Set exercise
The data below should be printed in full, exactly, and without any of its images.

Supplied material
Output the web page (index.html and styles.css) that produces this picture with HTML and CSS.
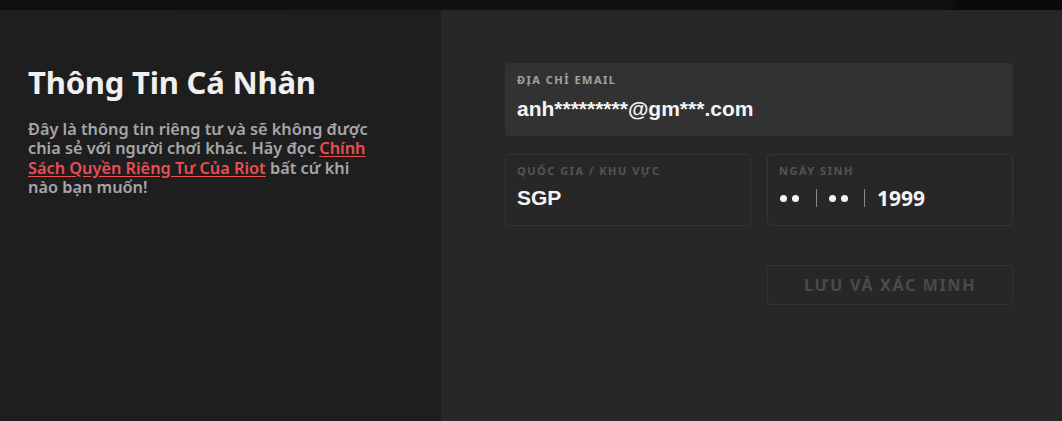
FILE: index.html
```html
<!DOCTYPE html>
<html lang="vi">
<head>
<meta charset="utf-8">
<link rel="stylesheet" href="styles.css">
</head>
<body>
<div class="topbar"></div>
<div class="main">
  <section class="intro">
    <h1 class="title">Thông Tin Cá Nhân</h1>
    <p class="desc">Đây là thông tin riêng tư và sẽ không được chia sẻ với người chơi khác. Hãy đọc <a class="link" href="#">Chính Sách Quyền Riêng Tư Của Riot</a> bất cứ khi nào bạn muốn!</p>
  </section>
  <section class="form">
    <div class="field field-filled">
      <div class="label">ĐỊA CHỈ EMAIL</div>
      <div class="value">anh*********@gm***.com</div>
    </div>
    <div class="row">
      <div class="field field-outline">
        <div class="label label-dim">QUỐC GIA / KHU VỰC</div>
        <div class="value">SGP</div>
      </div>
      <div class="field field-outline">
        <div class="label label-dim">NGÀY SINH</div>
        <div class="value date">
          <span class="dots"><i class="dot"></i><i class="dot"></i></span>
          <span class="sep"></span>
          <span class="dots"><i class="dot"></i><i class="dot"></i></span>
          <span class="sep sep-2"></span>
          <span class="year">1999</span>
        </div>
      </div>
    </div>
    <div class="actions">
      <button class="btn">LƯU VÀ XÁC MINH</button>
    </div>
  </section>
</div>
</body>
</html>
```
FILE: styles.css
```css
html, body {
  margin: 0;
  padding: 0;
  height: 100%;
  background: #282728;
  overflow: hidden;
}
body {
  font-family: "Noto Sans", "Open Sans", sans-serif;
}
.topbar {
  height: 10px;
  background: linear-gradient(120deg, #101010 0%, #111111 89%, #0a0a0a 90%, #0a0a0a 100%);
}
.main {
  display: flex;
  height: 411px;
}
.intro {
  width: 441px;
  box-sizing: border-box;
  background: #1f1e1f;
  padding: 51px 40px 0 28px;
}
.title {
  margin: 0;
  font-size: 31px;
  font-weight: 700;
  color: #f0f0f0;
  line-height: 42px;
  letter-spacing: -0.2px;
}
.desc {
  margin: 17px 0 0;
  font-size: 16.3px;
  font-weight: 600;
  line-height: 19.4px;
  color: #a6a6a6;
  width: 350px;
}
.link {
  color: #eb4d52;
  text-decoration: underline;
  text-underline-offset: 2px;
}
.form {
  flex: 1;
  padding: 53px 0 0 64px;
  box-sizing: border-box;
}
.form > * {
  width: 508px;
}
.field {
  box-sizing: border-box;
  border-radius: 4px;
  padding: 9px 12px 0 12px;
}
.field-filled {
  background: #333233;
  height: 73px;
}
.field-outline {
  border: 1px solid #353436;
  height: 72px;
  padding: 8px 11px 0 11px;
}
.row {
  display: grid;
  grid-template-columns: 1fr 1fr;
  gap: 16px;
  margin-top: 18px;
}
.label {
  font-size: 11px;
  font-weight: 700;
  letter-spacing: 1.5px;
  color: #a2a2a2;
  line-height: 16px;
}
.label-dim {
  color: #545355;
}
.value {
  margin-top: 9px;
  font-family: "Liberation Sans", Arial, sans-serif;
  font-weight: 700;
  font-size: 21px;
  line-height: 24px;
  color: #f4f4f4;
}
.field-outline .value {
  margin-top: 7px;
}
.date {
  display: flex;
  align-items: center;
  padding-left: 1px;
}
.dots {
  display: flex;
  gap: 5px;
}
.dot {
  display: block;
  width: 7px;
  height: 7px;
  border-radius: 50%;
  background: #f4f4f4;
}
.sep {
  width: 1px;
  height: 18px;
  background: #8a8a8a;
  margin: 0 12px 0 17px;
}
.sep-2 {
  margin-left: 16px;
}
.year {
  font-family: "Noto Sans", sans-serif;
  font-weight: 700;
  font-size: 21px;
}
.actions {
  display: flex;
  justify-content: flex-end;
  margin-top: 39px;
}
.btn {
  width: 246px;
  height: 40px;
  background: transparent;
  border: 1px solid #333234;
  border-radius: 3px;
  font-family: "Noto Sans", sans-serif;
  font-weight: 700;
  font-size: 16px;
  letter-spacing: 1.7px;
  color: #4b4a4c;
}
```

Full response
Output the web page (index.html and styles.css) that produces this picture with HTML and CSS.
FILE: index.html
```html
<!DOCTYPE html>
<html lang="vi">
<head>
<meta charset="utf-8">
<link rel="stylesheet" href="styles.css">
</head>
<body>
<div class="topbar"></div>
<div class="main">
  <section class="intro">
    <h1 class="title">Thông Tin Cá Nhân</h1>
    <p class="desc">Đây là thông tin riêng tư và sẽ không được chia sẻ với người chơi khác. Hãy đọc <a class="link" href="#">Chính Sách Quyền Riêng Tư Của Riot</a> bất cứ khi nào bạn muốn!</p>
  </section>
  <section class="form">
    <div class="field field-filled">
      <div class="label">ĐỊA CHỈ EMAIL</div>
      <div class="value">anh*********@gm***.com</div>
    </div>
    <div class="row">
      <div class="field field-outline">
        <div class="label label-dim">QUỐC GIA / KHU VỰC</div>
        <div class="value">SGP</div>
      </div>
      <div class="field field-outline">
        <div class="label label-dim">NGÀY SINH</div>
        <div class="value date">
          <span class="dots"><i class="dot"></i><i class="dot"></i></span>
          <span class="sep"></span>
          <span class="dots"><i class="dot"></i><i class="dot"></i></span>
          <span class="sep sep-2"></span>
          <span class="year">1999</span>
        </div>
      </div>
    </div>
    <div class="actions">
      <button class="btn">LƯU VÀ XÁC MINH</button>
    </div>
  </section>
</div>
</body>
</html>
```
FILE: styles.css
```css
html, body {
  margin: 0;
  padding: 0;
  height: 100%;
  background: #282728;
  overflow: hidden;
}
body {
  font-family: "Noto Sans", "Open Sans", sans-serif;
}
.topbar {
  height: 10px;
  background: linear-gradient(120deg, #101010 0%, #111111 89%, #0a0a0a 90%, #0a0a0a 100%);
}
.main {
  display: flex;
  height: 411px;
}
.intro {
  width: 441px;
  box-sizing: border-box;
  background: #1f1e1f;
  padding: 51px 40px 0 28px;
}
.title {
  margin: 0;
  font-size: 31px;
  font-weight: 700;
  color: #f0f0f0;
  line-height: 42px;
  letter-spacing: -0.2px;
}
.desc {
  margin: 17px 0 0;
  font-size: 16.3px;
  font-weight: 600;
  line-height: 19.4px;
  color: #a6a6a6;
  width: 350px;
}
.link {
  color: #eb4d52;
  text-decoration: underline;
  text-underline-offset: 2px;
}
.form {
  flex: 1;
  padding: 53px 0 0 64px;
  box-sizing: border-box;
}
.form > * {
  width: 508px;
}
.field {
  box-sizing: border-box;
  border-radius: 4px;
  padding: 9px 12px 0 12px;
}
.field-filled {
  background: #333233;
  height: 73px;
}
.field-outline {
  border: 1px solid #353436;
  height: 72px;
  padding: 8px 11px 0 11px;
}
.row {
  display: grid;
  grid-template-columns: 1fr 1fr;
  gap: 16px;
  margin-top: 18px;
}
.label {
  font-size: 11px;
  font-weight: 700;
  letter-spacing: 1.5px;
  color: #a2a2a2;
  line-height: 16px;
}
.label-dim {
  color: #545355;
}
.value {
  margin-top: 9px;
  font-family: "Liberation Sans", Arial, sans-serif;
  font-weight: 700;
  font-size: 21px;
  line-height: 24px;
  color: #f4f4f4;
}
.field-outline .value {
  margin-top: 7px;
}
.date {
  display: flex;
  align-items: center;
  padding-left: 1px;
}
.dots {
  display: flex;
  gap: 5px;
}
.dot {
  display: block;
  width: 7px;
  height: 7px;
  border-radius: 50%;
  background: #f4f4f4;
}
.sep {
  width: 1px;
  height: 18px;
  background: #8a8a8a;
  margin: 0 12px 0 17px;
}
.sep-2 {
  margin-left: 16px;
}
.year {
  font-family: "Noto Sans", sans-serif;
  font-weight: 700;
  font-size: 21px;
}
.actions {
  display: flex;
  justify-content: flex-end;
  margin-top: 39px;
}
.btn {
  width: 246px;
  height: 40px;
  background: transparent;
  border: 1px solid #333234;
  border-radius: 3px;
  font-family: "Noto Sans", sans-serif;
  font-weight: 700;
  font-size: 16px;
  letter-spacing: 1.7px;
  color: #4b4a4c;
}
```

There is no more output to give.